Global Game Jam 2020 Recap Part 2: Saturday

I’m continuing my recap of GGJ 2020 today since this week is GGJ 2021. We pick up with my having arrived home tired at 2:00 AM after a whole lot of highway driving and train riding.


I actually got eight hours of sleep that night. I ended up back at the jam around 3:00, if I recall correctly. Dan and I were building an audio design spreadsheet that I contributed to while I rode the train into the city, going off of his notes of what was discussed after I left.

A little about audio design docs at a game jam: they’re useful in setting up things and marking what’s been done for your teammates. I usually find that I reach a point where if I’m working in middleware, the project outgrows the document, and for game jams especially, the game changes too fast.

On getting there I found out one if the teams we had planned on working with us, um, wasn’t. That was an unfortunate surprise. One of the other teams had already been unclear about whether they’d want additional sound design, so we weren’t too surprised about that team not returning.

That left us with one remaining team, which was the team working on Space Trash, which fortunately was where we were already planning on focusing most of our energy.

Quick summary of the game: the player character’s ship has crashed on a planet. To repair it well enough to leave, the player needs to collect the junk orbiting around the planet. At the end of every day, the ship runs out of fuel and crashes back to the surface.

I decided to take on the audio implementation using FMOD Studio and Dan would do most of the sound design with me handling the rest. Music would be a collaboration between Andrew Davis, who was working using LSDJ and a Game Boy (or maybe a Game Boy Advance), and Zach Tridico.

Story and writing was provided by Heidi Kalloo, with Heidi and Nooka Dascalu handling art. Mark Black and Phil Simmons handled programming and focused on the actual game mechanic design.

Dan and I set up a repo for the FMOD project. I would be the designated audio person to have access to the Unity project, which Mark set up using Unity Collab as source control.

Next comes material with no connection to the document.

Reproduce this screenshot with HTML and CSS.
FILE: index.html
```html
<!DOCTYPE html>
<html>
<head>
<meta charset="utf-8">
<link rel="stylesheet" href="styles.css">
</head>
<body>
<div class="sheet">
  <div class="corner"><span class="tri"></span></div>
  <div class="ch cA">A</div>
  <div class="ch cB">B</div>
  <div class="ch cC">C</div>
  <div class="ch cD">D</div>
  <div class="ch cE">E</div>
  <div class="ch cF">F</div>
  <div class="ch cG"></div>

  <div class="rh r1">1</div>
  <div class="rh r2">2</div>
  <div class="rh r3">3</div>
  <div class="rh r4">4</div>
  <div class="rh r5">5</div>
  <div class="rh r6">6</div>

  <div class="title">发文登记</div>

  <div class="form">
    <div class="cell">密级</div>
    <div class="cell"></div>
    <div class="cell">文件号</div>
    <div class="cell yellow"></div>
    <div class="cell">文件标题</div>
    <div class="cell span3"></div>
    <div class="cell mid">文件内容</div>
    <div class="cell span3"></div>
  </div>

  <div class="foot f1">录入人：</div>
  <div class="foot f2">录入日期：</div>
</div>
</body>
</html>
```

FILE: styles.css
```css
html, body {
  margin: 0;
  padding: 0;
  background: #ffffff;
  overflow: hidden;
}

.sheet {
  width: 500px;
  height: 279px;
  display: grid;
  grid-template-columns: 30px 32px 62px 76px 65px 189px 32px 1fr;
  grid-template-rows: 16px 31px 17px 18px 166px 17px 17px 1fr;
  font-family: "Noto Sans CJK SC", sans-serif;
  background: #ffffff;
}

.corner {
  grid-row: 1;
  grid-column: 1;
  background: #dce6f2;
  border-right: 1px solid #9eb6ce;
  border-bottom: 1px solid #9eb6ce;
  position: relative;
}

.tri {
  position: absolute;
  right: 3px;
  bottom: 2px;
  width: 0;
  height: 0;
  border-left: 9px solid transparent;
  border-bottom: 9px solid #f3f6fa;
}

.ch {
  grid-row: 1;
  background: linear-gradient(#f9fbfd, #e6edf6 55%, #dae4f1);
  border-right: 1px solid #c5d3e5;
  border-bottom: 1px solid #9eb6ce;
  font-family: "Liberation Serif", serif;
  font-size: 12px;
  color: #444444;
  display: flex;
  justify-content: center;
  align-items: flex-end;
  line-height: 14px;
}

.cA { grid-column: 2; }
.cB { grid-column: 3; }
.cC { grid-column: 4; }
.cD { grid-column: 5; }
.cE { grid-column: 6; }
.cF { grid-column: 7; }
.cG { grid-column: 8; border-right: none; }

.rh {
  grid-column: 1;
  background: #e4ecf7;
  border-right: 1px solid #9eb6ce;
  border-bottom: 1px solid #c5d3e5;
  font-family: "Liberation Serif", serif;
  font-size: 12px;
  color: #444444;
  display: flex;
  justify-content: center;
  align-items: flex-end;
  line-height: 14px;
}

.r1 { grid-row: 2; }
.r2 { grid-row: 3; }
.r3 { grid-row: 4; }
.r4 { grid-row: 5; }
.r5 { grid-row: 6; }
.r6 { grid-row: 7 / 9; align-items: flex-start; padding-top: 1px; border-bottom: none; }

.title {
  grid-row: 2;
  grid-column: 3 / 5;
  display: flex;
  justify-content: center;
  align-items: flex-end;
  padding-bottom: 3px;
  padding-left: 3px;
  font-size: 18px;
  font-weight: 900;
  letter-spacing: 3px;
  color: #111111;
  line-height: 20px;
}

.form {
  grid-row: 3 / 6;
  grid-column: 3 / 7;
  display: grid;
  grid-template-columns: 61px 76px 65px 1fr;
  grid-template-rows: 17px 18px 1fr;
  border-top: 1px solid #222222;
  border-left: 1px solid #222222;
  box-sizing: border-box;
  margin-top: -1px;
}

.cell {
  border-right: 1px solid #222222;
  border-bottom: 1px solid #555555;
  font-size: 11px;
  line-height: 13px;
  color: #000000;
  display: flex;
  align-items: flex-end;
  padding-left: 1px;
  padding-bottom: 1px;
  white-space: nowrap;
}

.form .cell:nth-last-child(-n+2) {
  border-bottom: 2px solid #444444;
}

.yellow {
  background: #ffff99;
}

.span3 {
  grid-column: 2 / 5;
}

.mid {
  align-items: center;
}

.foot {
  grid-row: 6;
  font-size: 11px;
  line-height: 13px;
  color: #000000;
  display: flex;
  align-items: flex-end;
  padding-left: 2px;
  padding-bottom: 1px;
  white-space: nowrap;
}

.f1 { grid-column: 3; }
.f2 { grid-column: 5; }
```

I can’t speak much about the game design part of the project. I trusted the rest of the team to get that, especially with their focus on getting a game loop running. (Side note, I’m very grateful that they focused on having a working game loop. It’s good practice. In a game jam having a working game is the only way the sound, art, et cetera is going to be seen, after all.) This is especially important since I pretty much put on my headphones and worked on sound through a decent amount of development.

The implementation is something of a blur so I’m gonna talk about it like it happened all at once. It’s the part where I sat and stared at my laptop for hours ignoring everything around me.

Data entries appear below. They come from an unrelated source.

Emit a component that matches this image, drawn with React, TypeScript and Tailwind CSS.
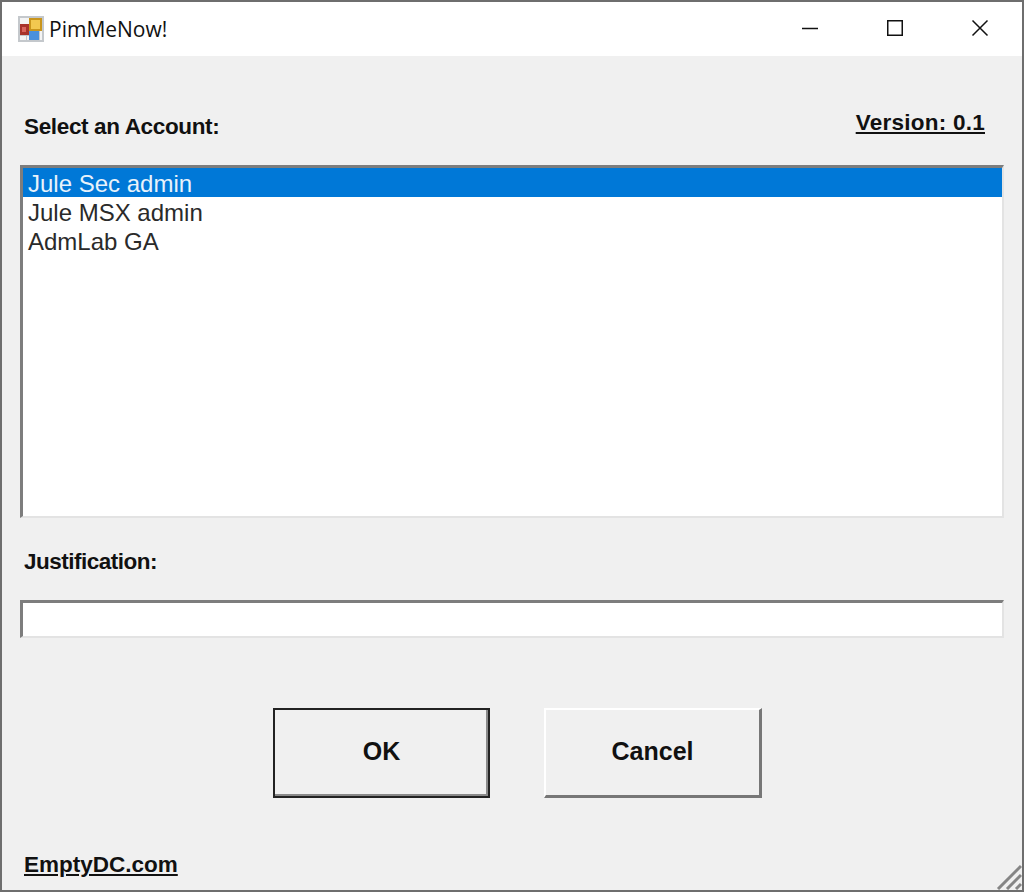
const accounts = ['Jule Sec admin', 'Jule MSX admin', 'AdmLab GA'];

function AppIcon() {
  return (
    <svg width="26" height="26" viewBox="0 0 26 26" className="shrink-0">
      <rect x="0" y="0" width="26" height="26" fill="#c4c8cc" />
      <rect x="2" y="2" width="22" height="22" fill="#f4f4f4" />
      <rect x="2" y="8" width="9" height="11" fill="#a8322a" />
      <rect x="4" y="11" width="4" height="5" fill="#d9645c" />
      <rect x="11" y="2" width="13" height="13" fill="#c9951c" />
      <rect x="13" y="4" width="9" height="9" fill="#f2c850" />
      <rect x="11" y="15" width="10" height="9" fill="#4a90dc" />
      <rect x="2" y="19" width="9" height="1" fill="#c4c8cc" />
      <rect x="8" y="20" width="1" height="4" fill="#c4c8cc" />
      <rect x="21" y="15" width="1" height="9" fill="#c4c8cc" />
    </svg>
  );
}

export default function App() {
  return (
    <div className="w-[1024px] h-[892px] relative flex flex-col border-2 border-[#6e6e6e] bg-[#f0f0f0] font-['Liberation_Sans',Arial,sans-serif] text-[#111111] overflow-hidden">
      {/* title bar */}
      <div className="h-[54px] bg-white flex items-center shrink-0 pl-4">
        <AppIcon />
        <span className="ml-[5px] pt-[2px] text-[21px] text-[#111111] font-['Open_Sans','Noto_Sans',sans-serif]">PimMeNow!</span>
        <div className="ml-auto flex items-center pr-[33px] pb-[3px] text-[#111111]">
          <svg width="18" height="18" viewBox="0 0 18 18"><path d="M1 9.5h16" stroke="currentColor" strokeWidth="1.5" /></svg>
          <svg width="18" height="18" viewBox="0 0 18 18" className="ml-[67px]"><rect x="1.75" y="1.75" width="14.5" height="14.5" fill="none" stroke="currentColor" strokeWidth="1.5" /></svg>
          <svg width="18" height="18" viewBox="0 0 18 18" className="ml-[67px]"><path d="M1.5 1.5l15 15M16.5 1.5l-15 15" stroke="currentColor" strokeWidth="1.5" /></svg>
        </div>
      </div>

      <div className="flex-1 flex flex-col px-[18px]">
        <div className="h-[109px] shrink-0 flex justify-between pl-1 pr-[19px] font-bold text-[22.5px]">
          <span className="mt-[57px] h-[28px] leading-[28px] tracking-[-0.35px]">Select an Account:</span>
          <span className="mt-[53px] h-[28px] leading-[28px] underline tracking-[0.25px]">Version: 0.1</span>
        </div>

        <div className="h-[353px] shrink-0 bg-white border-t-[3px] border-l-[3px] border-r-2 border-b-2 border-t-[#7d7d7d] border-l-[#7d7d7d] border-r-[#e3e3e3] border-b-[#e3e3e3] text-[24px]">
          {accounts.map((name, i) => (
            <div key={name} className={i === 0 ? 'h-[29px] leading-[31px] pl-[5px] bg-[#0078d7] text-[#e8f2fb]' : 'h-[29px] leading-[31px] pl-[5px] text-[#2a2a2a]'}>
              {name}
            </div>
          ))}
        </div>

        <div className="h-[82px] shrink-0 pl-1 font-bold text-[22.5px] tracking-[-0.5px]">
          <div className="mt-[30px] h-[28px] leading-[28px]">Justification:</div>
        </div>

        <div className="h-[38px] shrink-0 bg-white border-t-[3px] border-l-[3px] border-r-2 border-b-2 border-t-[#7d7d7d] border-l-[#7d7d7d] border-r-[#e3e3e3] border-b-[#e3e3e3]" />

        <div className="mt-[70px] flex gap-[54px] pl-[253px] font-bold text-[25px]">
          <button className="w-[217px] h-[90px] pb-[2px] bg-[#f0f0f0] border-2 border-[#222222] shadow-[inset_-2px_-2px_0_#8a8a8a]">OK</button>
          <button className="w-[218px] h-[90px] pb-[2px] bg-[#f0f0f0] border-t-2 border-l-2 border-r-[3px] border-b-[3px] border-t-white border-l-white border-r-[#777777] border-b-[#777777]">Cancel</button>
        </div>

        <div className="mt-[53px] pl-1 font-bold text-[22.5px] leading-[28px] underline">EmptyDC.com</div>
      </div>

      {/* resize grip */}
      <svg width="26" height="26" viewBox="0 0 26 26" className="absolute right-0 bottom-0">
        <path d="M2 25L25 2M11 25L25 11M20 25l5-5" stroke="#858585" strokeWidth="3" />
      </svg>
    </div>
  );
}
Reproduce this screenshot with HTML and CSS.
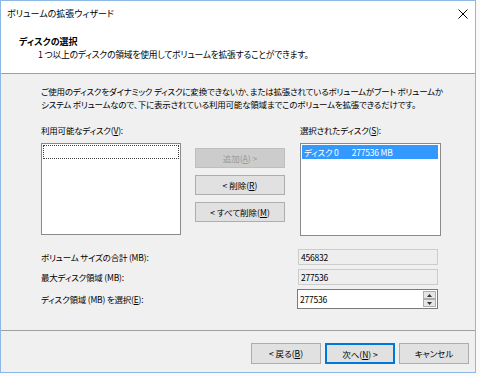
FILE: index.html
```html
<!DOCTYPE html>

<html lang="ja">
    <head>
        <meta charset="utf-8" />
        <title>ボリュームの拡張ウィザード</title>
        <link rel="stylesheet" href="styles.css">
    </head>
    <body>
        <div class="dialog">
            <!-- window caption -->
            <div class="titlebar">
                <span class="caption">ボリュームの拡張ウィザード</span>
                <svg class="close" width="10" height="10" viewBox="0 0 10 10">
                    <path d="M0.5 0.5 L9.5 9.5 M9.5 0.5 L0.5 9.5" stroke="#000" stroke-width="1" fill="none" />
                </svg>
            </div>

            <!-- wizard page header -->
            <div class="header">
                <div class="headTitle">ディスクの選択</div>
                <div class="headSub">1 つ以上のディスクの領域を使用してボリュームを拡張することができます。</div>
            </div>

            <div class="main">
                <p class="intro">ご使用のディスクをダイナミック ディスクに変換できないか、または拡張されているボリュームがブート ボリュームか<br>システム ボリュームなので、下に表示されている利用可能な領域までこのボリュームを拡張できるだけです。</p>

                <div class="picker">
                    <div class="listCol">
                        <label>利用可能なディスク(<u>V</u>):</label>
                        <div class="listbox">
                            <div class="item focused"></div>
                        </div>
                    </div>
                    <div class="moveBtns">
                        <a class="btn disabled">追加(<u>A</u>)&nbsp;&gt;</a>
                        <a class="btn">&lt;&nbsp;削除(<u>R</u>)</a>
                        <a class="btn">&lt;&nbsp;すべて削除(<u>M</u>)</a>
                    </div>
                    <div class="listCol">
                        <label>選択されたディスク(<u>S</u>):</label>
                        <div class="listbox">
                            <div class="item selected"><span>ディスク 0</span><span class="size">277536 MB</span></div>
                        </div>
                    </div>
                </div>

                <div class="fields">
                    <div class="fieldRow">
                        <span class="fieldLabel">ボリューム サイズの合計 (MB):</span>
                        <div class="readonly">456832</div>
                    </div>
                    <div class="fieldRow">
                        <span class="fieldLabel">最大ディスク領域 (MB):</span>
                        <div class="readonly">277536</div>
                    </div>
                    <div class="fieldRow">
                        <span class="fieldLabel">ディスク領域 (MB) を選択(<u>E</u>):</span>
                        <div class="spin">
                            <span class="spinValue">277536</span>
                            <div class="spinBtns">
                                <div class="spinBtn"><svg width="5" height="3" viewBox="0 0 5 3"><path d="M0 3 L2.5 0 L5 3 Z" fill="#333" /></svg></div>
                                <div class="spinBtn"><svg width="5" height="3" viewBox="0 0 5 3"><path d="M0 0 L5 0 L2.5 3 Z" fill="#333" /></svg></div>
                            </div>
                        </div>
                    </div>
                </div>
            </div>

            <!-- wizard navigation -->
            <div class="footer">
                <a class="btn nav">&lt;&nbsp;戻る(<u>B</u>)</a>
                <a class="btn nav default">次へ(<u>N</u>)&nbsp;&gt;</a>
                <a class="btn nav cancel">キャンセル</a>
            </div>
        </div>
    </body>
</html>
```

FILE: styles.css
```css
/* page */
body {
    margin:             0;
    background-color:   #FAFAFA;
    font-family:        "Noto Sans CJK JP", "Noto Sans", sans-serif;
    font-size:          9px;
    font-feature-settings: "palt";
    color:              #000000;
}
.dialog {
    width:              474px;
    height:             371px;
    border:             1px solid #8DB8E3;
    background-color:   #F0F0F0;
    display:            flex;
    flex-direction:     column;
}

/* caption */
.titlebar {
    height:             26px;
    line-height:        26px;
    background-color:   #FFFFFF;
    padding:            0 7px 0 6px;
    display:            flex;
    align-items:        center;
    justify-content:    space-between;
}
.titlebar .close {
    margin-top:         -1px;
}

/* page header */
.header {
    background-color:   #FFFFFF;
    height:             38px;
    padding-top:        8px;
    border-bottom:      1px solid #A0A0A0;
    line-height:        13px;
}
.headTitle {
    font-weight:        bold;
    padding-left:       18px;
}
.headSub {
    padding-left:       37px;
    font-size:          8.75px;
    letter-spacing:     -0.2px;
}

/* body */
.main, .footer {
    font-size:          8.5px;
    letter-spacing:     -0.2px;
}
.main {
    padding:            11px 0 0 40px;
    flex:               1;
}
.intro {
    margin:             0;
    line-height:        13px;
    white-space:        nowrap;
}
.picker {
    display:            flex;
    margin-top:         13px;
}
.listCol label {
    display:            block;
    line-height:        13px;
    margin-bottom:      6px;
}
.listbox {
    width:              137px;
    height:             89px;
    border:             1px solid #8A8A8A;
    background-color:   #FFFFFF;
    padding:            1px 0 0 1px;
    box-sizing:         content-box;
}
.listCol + .moveBtns {
    margin:             24px 15px 0 14px;
}
.moveBtns {
    display:            flex;
    flex-direction:     column;
    gap:                7px;
    width:              90px;
}
.moveBtns + .listCol .listbox {
    width:              138px;
    height:             90px;
}
.item {
    height:             14px;
    line-height:        14px;
    box-sizing:         border-box;
    width:              136px;
}
.item.focused {
    border:             1px dotted #404040;
}
.item.selected {
    background-color:   #3399FF;
    color:              #FFFFFF;
    padding-left:       2px;
}
.item .size {
    margin-left:        13px;
}

/* size fields */
.fields {
    margin-top:         13px;
    width:              397px;
}
.fieldRow {
    display:            flex;
    justify-content:    space-between;
    align-items:        center;
    margin-bottom:      4px;
}
.readonly {
    width:              136px;
    height:             14px;
    line-height:        14px;
    padding-left:       2px;
    border:             1px solid #CCCCCC;
    background-color:   #EEEEEE;
}
.spin {
    width:              137px;
    height:             18px;
    border:             1px solid #7A7A7A;
    background-color:   #FFFFFF;
    display:            flex;
    justify-content:    space-between;
    align-items:        center;
    padding-left:       2px;
}
.spinBtns {
    display:            flex;
    flex-direction:     column;
    height:             16px;
    margin-right:       1px;
}
.spinBtn {
    width:              13px;
    height:             8px;
    box-sizing:         border-box;
    border:             1px solid #ADADAD;
    background-color:   #E5E5E5;
    display:            flex;
    align-items:        center;
    justify-content:    center;
}

/* buttons */
a.btn {
    display:            block;
    height:             20px;
    line-height:        18px;
    box-sizing:         border-box;
    text-align:         center;
    border:             1px solid #ADADAD;
    background-color:   #E1E1E1;
    color:              #000000;
    text-decoration:    none;
    letter-spacing:     0;
}
a.btn.disabled {
    background-color:   #CCCCCC;
    border-color:       #BFBFBF;
    color:              #9A9A9A;
}
a.btn.default {
    border:             2px solid #0078D7;
    line-height:        16px;
}

/* navigation */
.footer {
    border-top:         1px solid #A0A0A0;
    height:             42px;
    display:            flex;
    align-items:        flex-start;
    padding:            12px 6px 0 0;
    justify-content:    flex-end;
    box-sizing:         border-box;
}
a.btn.nav {
    width:              70px;
    height:             21px;
    line-height:        19px;
}
a.btn.nav + a.btn.nav {
    margin-left:        4px;
}
a.btn.nav.cancel {
    margin-left:        12px;
}
```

I had the opportunity to become more acquainted with FMOD’s Unity integration after basically spending a year without doing the scripting part myself. Mark and especially Phil were extremely helpful with any issues I had. They were pretty great with commenting their code for where I might need to put sounds too (saving me a lot of unnecessary work when time was at a premium. Thanks!), and helping me with how they were using scriptable objects (which I’ll admit I wasn’t quite comfortable with at first; I was definitely out of practice). Most of that happened on Saturday night and Sunday morning.

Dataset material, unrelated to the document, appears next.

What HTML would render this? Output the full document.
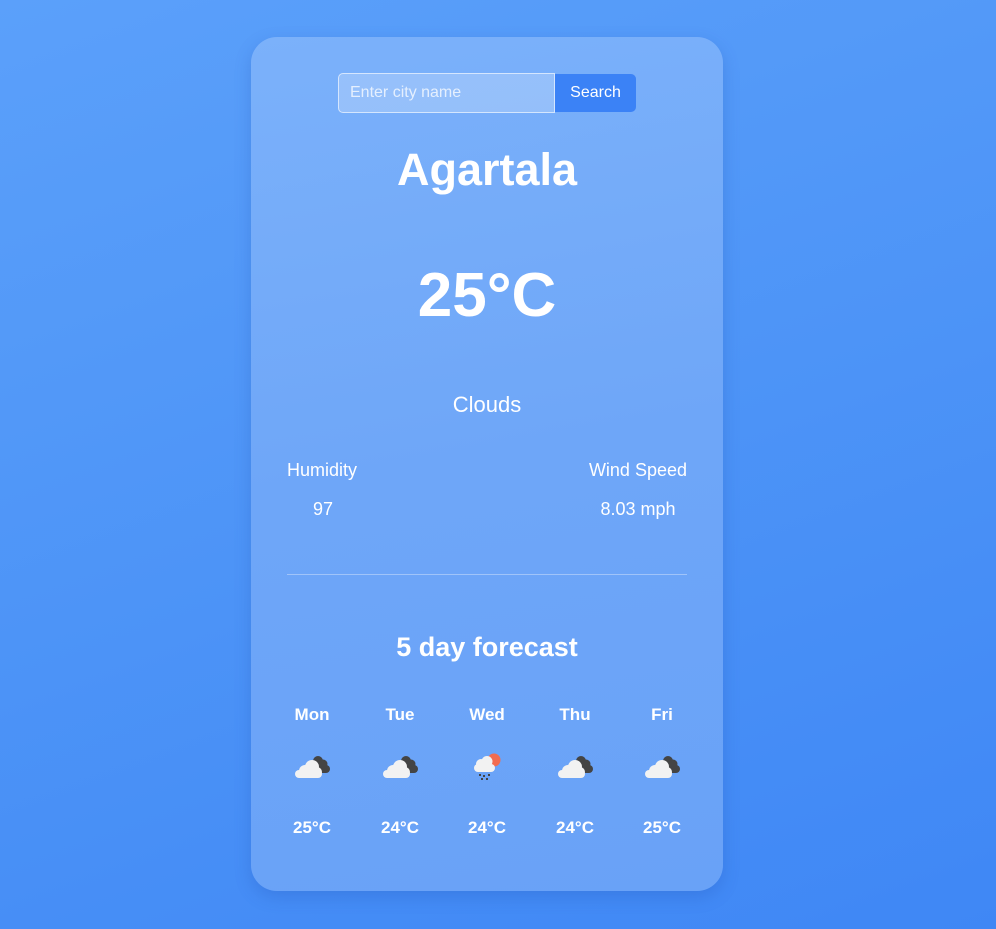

At some point on Saturday, Dan and I picked up some work on one of the other games, Øa-sys. Dan provided music and I was able to get them some extra sound effects. The last build of the game I saw didn’t have them implemented, but as I’ve said before, that’s the risk of not implementing them on my own.

Sound recording on-site was fun as always. Since we needed to record junk, I needed to acquire some junk to record. I’d already had the foresight on Saturday to bring some pie tins that I’d collected. But, it wasn’t enough junk. So I decided to, uh, crowdsource that.

Being a sound recordist takes a certain kind of shamelessness. I don’t always have it but I definitely did when going around to each team and asking them for their trash so I could record it. Dan and I then went about looking for a place to record.

Since it was held at a college, there were actual music studios a couple of floors up. Of course, they required booking significantly in advance by actual students at the university, so that didn’t happen.

We had by then been joined by a couple of students there who were working on music and sound for Devil’s Desktop: I.T. Hell. We were all able to use one of the practice rooms to start recording. We recorded a bunch of pie plates at first. After that, Dan and I left them to record their own music. My memory of the order of events is a little unclear at this point. I remember pizza was delivered, Dan left for the night and I did some more recording, this time on my own.

I kinda live for that kind of prop recording; just me, a mic, some junk, and my recorder. That junk yielded a huge amount of content in this case.

When recording and pizza had ended, I settled into the work of roughly editing the junk recordings and implementing them, both into FMOD events and into Unity. I filled out the sounds that Dan couldn’t get to with some of my own. As I said, it’s a bit of a blur. I worked until 5:00, maybe, then eventually found a comfy chair to fall asleep in.